REQUIRED TASK –
Only the number is wanted: count the lines that include the word "source".

EXTRACTED ENTRIES –
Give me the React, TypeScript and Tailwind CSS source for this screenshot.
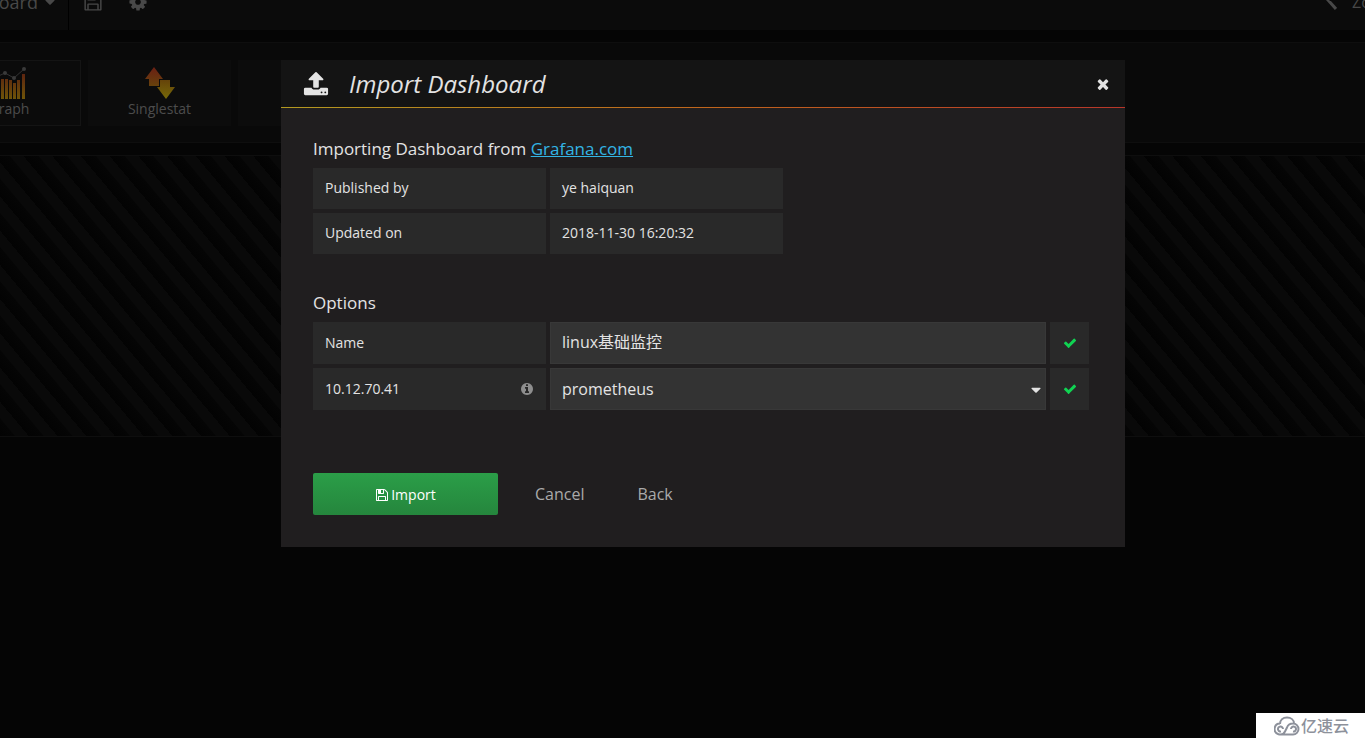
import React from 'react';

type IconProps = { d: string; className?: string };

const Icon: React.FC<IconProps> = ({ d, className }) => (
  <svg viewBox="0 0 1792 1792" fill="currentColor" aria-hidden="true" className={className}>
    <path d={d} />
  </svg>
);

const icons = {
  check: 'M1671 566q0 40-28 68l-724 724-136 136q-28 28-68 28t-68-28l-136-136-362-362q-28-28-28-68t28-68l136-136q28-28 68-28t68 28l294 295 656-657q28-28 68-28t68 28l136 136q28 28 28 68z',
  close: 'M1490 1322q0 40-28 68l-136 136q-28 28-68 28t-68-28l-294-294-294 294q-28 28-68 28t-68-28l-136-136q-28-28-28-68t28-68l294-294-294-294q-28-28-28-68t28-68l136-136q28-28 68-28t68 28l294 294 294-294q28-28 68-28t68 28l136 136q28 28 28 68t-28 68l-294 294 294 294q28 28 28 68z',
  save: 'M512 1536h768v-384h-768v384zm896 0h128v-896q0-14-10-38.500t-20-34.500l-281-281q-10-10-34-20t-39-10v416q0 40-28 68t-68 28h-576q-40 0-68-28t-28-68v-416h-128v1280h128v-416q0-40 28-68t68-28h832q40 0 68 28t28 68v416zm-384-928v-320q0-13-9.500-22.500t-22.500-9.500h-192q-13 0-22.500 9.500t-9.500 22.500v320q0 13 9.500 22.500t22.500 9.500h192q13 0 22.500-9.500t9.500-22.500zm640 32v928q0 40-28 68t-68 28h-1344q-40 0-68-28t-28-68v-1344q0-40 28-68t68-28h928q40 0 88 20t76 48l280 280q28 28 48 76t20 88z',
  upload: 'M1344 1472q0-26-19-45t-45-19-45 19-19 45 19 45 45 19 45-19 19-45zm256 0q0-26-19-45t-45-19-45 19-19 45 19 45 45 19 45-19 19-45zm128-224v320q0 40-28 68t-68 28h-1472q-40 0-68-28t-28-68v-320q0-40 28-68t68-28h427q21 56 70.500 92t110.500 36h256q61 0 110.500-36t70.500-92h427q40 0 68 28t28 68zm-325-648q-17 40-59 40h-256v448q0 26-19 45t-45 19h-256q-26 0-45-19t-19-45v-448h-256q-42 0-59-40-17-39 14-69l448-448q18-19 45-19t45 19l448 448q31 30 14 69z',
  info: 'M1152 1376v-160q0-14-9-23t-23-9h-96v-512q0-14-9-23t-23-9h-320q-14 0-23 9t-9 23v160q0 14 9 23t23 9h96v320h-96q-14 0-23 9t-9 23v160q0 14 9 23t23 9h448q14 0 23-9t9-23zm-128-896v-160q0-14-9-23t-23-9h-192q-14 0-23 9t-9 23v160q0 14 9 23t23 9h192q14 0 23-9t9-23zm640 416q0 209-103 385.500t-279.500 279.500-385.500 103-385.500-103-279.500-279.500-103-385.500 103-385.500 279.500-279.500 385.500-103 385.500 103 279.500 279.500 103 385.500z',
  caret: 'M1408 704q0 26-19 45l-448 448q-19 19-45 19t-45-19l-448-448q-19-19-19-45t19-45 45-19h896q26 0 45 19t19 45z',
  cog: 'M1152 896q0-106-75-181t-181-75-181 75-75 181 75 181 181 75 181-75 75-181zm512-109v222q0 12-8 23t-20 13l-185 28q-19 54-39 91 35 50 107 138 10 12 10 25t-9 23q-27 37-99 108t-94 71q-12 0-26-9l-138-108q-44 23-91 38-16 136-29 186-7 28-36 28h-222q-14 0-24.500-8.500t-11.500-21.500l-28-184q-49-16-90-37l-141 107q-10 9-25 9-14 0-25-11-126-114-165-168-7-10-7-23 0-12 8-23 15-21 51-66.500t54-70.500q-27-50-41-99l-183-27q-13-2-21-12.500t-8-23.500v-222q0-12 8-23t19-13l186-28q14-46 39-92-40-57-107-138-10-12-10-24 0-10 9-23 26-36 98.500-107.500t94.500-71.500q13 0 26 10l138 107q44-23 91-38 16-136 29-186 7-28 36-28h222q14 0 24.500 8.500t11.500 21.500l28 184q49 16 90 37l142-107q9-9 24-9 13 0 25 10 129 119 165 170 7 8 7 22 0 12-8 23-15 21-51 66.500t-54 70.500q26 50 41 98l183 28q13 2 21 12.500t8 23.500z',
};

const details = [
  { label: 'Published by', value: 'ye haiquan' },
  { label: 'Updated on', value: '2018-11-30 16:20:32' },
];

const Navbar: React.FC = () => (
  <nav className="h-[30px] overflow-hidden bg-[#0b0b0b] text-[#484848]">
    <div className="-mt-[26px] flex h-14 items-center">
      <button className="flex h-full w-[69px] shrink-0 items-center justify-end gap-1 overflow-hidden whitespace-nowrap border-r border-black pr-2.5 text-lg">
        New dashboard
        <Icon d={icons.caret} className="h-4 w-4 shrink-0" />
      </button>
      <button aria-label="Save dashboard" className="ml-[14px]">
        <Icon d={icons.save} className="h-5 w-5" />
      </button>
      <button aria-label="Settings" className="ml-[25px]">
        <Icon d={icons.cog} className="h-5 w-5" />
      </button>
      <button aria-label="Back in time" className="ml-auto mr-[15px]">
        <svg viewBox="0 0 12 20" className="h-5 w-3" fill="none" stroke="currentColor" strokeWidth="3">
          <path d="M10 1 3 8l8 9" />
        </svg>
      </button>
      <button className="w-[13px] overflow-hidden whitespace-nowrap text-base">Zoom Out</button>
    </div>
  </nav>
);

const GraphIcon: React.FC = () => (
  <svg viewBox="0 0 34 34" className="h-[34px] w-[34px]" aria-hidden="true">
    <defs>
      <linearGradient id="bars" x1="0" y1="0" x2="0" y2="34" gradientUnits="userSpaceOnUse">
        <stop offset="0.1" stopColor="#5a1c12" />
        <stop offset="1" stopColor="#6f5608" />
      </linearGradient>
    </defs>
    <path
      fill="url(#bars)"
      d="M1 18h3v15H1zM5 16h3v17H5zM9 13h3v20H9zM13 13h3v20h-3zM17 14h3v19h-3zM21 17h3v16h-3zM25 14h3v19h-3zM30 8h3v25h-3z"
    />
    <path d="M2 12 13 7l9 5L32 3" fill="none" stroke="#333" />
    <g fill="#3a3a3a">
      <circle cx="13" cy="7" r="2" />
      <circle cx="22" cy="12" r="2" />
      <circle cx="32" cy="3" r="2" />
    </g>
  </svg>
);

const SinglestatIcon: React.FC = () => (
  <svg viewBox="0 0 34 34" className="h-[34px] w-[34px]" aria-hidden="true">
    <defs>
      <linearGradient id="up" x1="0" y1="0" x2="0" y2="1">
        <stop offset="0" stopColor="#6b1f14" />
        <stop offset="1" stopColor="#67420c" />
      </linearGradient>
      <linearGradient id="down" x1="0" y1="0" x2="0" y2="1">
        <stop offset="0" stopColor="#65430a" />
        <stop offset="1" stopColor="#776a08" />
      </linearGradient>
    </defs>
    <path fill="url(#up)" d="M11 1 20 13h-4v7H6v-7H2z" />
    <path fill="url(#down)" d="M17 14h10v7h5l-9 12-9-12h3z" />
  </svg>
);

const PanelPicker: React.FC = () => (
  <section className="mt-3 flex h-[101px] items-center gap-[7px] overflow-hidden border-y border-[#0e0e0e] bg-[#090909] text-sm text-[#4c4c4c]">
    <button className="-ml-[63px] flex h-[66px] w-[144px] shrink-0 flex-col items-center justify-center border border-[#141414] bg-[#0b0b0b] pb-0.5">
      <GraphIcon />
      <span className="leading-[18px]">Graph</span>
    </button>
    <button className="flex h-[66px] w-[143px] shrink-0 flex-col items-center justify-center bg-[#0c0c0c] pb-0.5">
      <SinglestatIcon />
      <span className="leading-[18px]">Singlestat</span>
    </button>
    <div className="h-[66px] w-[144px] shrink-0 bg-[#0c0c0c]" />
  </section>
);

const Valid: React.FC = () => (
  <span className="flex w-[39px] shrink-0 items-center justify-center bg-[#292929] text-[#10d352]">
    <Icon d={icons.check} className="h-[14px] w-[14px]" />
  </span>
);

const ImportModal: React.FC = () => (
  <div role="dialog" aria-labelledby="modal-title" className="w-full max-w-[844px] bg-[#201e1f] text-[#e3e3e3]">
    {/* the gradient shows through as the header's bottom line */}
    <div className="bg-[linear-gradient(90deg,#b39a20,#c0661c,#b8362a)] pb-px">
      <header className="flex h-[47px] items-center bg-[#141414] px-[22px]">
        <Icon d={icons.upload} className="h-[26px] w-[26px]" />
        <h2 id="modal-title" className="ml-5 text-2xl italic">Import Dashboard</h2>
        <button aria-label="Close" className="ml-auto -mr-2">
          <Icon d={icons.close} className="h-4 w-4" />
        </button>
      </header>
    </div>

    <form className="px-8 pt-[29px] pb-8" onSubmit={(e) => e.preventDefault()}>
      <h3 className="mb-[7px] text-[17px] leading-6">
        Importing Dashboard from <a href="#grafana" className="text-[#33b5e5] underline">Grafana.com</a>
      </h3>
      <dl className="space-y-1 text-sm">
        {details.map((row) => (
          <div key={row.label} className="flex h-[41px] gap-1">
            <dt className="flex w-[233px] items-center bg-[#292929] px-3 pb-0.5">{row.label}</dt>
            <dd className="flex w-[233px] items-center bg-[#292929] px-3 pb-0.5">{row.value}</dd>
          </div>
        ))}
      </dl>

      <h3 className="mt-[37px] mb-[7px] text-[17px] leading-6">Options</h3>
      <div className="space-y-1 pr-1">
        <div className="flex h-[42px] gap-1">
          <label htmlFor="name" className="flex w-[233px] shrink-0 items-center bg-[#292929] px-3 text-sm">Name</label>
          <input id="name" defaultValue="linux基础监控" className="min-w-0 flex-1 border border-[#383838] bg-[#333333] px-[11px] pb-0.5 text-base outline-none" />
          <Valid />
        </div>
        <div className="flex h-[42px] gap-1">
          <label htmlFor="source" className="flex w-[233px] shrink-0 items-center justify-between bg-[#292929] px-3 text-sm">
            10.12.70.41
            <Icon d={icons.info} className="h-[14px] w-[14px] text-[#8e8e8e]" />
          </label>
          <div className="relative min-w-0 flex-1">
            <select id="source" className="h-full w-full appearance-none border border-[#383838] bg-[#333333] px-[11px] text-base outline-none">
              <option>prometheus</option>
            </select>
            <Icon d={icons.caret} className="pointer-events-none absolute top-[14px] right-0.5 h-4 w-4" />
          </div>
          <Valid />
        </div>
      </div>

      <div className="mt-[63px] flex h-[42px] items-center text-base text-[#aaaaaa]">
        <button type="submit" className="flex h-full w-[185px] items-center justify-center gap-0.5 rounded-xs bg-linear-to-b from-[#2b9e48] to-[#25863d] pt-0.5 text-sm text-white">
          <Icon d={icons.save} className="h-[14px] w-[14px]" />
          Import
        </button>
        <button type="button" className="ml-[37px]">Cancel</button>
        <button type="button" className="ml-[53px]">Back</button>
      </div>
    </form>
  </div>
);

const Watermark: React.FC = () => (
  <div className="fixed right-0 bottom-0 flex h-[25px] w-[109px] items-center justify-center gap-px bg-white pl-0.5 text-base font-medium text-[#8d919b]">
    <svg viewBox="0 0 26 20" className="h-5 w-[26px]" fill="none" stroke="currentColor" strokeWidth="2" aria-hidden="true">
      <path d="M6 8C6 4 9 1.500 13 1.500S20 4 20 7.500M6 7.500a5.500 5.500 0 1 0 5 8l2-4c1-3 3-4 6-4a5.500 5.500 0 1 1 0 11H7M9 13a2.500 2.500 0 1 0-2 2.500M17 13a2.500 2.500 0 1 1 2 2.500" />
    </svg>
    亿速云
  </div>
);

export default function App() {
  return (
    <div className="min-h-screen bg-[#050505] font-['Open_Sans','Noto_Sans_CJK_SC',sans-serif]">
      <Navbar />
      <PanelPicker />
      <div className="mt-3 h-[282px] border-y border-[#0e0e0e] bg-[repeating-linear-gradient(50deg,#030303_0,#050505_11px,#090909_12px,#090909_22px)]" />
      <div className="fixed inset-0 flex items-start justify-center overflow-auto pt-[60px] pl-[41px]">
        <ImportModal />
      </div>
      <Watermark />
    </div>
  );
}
...
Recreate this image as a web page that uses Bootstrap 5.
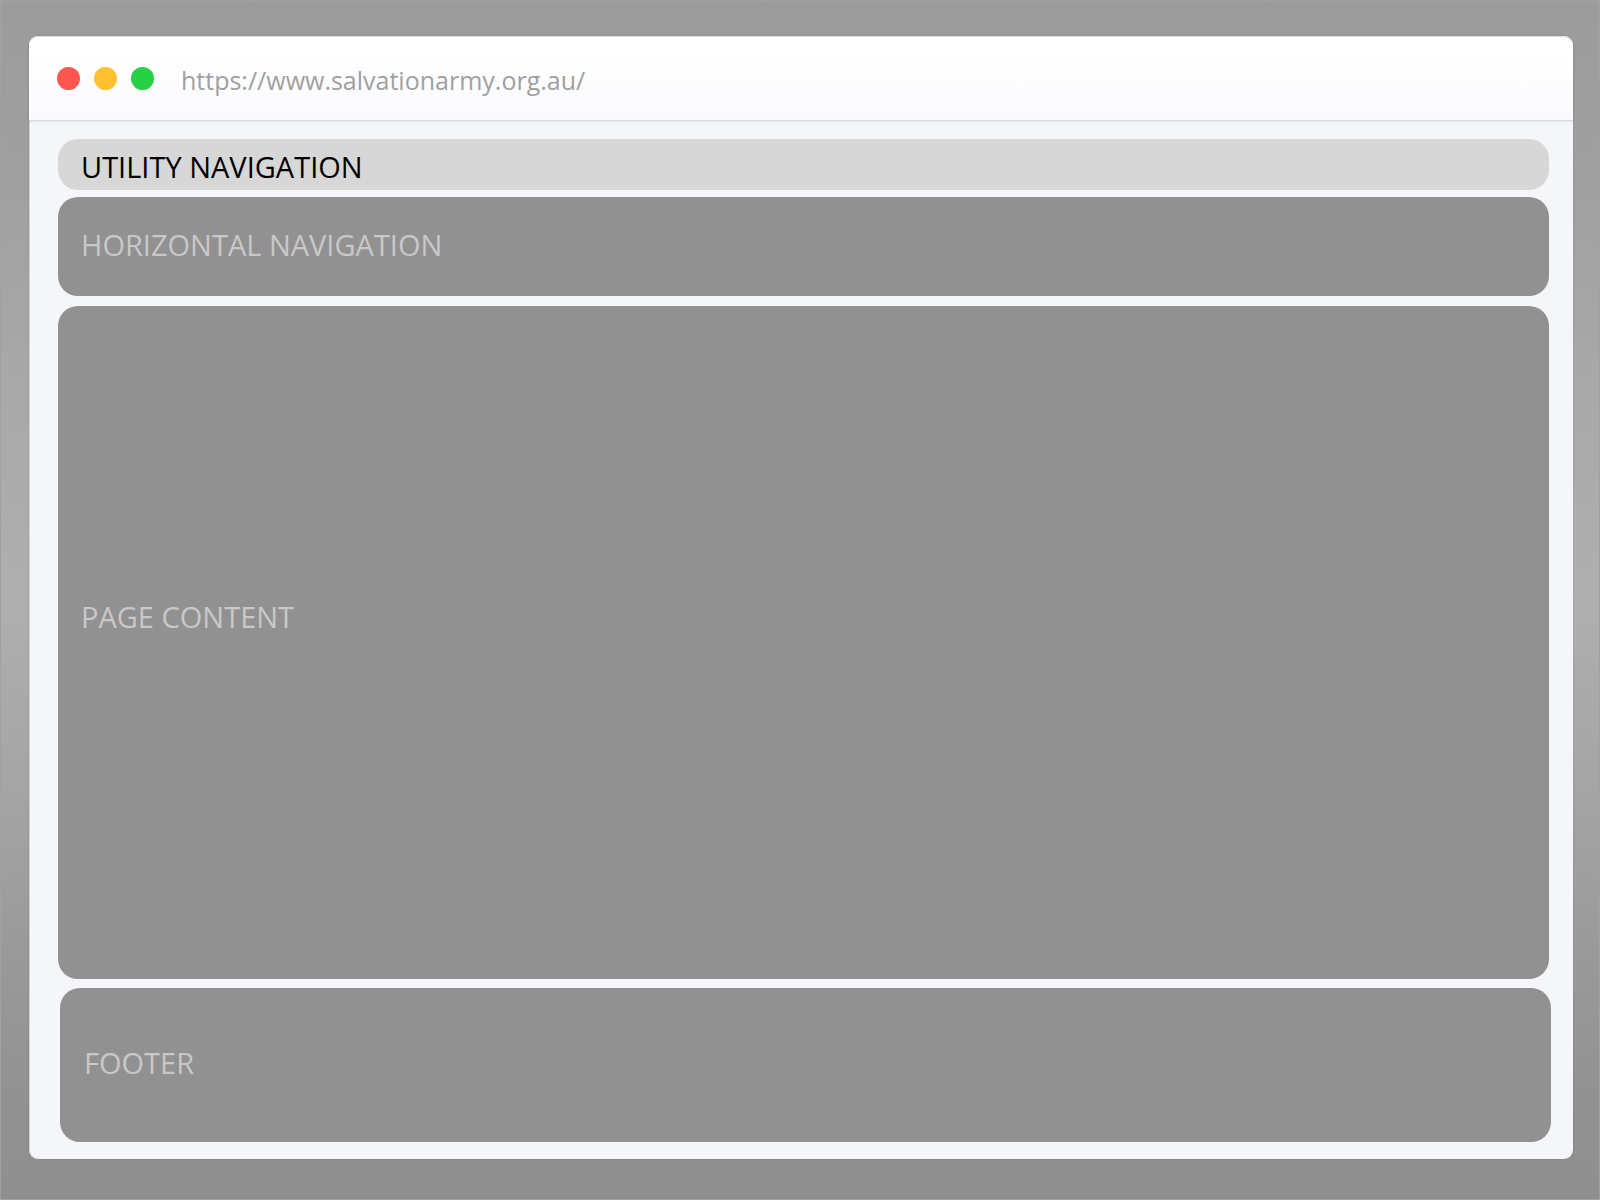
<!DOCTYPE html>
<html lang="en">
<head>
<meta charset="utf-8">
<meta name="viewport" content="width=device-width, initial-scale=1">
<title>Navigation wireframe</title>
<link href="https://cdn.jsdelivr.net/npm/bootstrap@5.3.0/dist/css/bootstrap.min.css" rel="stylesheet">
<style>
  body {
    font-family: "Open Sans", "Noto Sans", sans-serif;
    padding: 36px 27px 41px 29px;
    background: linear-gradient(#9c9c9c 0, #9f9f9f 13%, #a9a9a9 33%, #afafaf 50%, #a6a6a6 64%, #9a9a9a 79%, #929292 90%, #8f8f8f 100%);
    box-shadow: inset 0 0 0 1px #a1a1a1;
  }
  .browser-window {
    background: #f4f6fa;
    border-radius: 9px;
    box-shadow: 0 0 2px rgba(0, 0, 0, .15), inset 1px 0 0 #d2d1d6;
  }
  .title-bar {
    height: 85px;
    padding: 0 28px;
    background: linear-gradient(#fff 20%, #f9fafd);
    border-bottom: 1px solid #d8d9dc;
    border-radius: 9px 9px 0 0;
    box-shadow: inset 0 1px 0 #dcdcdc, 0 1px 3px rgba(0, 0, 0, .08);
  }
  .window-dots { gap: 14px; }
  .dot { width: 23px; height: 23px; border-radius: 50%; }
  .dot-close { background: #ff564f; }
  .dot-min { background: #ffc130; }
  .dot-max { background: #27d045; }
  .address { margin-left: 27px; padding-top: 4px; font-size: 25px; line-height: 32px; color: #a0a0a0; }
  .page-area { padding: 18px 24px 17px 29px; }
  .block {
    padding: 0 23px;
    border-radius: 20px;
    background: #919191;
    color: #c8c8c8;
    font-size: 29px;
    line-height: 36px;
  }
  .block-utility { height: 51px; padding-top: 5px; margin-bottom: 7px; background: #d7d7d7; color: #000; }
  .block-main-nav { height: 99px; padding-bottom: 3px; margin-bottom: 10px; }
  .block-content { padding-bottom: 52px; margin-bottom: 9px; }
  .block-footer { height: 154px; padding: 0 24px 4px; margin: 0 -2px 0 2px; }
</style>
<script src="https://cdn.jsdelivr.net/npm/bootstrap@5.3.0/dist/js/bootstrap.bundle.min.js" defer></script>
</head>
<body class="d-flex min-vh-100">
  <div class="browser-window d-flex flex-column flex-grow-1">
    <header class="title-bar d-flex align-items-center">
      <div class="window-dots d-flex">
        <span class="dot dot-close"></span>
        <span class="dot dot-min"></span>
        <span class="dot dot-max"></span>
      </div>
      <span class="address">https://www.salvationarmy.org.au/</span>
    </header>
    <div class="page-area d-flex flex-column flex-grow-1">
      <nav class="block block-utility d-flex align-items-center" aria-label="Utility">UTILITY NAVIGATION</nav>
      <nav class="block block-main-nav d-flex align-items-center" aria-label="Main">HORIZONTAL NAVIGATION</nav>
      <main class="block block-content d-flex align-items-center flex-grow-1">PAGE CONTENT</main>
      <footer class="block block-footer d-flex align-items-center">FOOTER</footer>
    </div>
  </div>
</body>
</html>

TASK SOLUTION –
3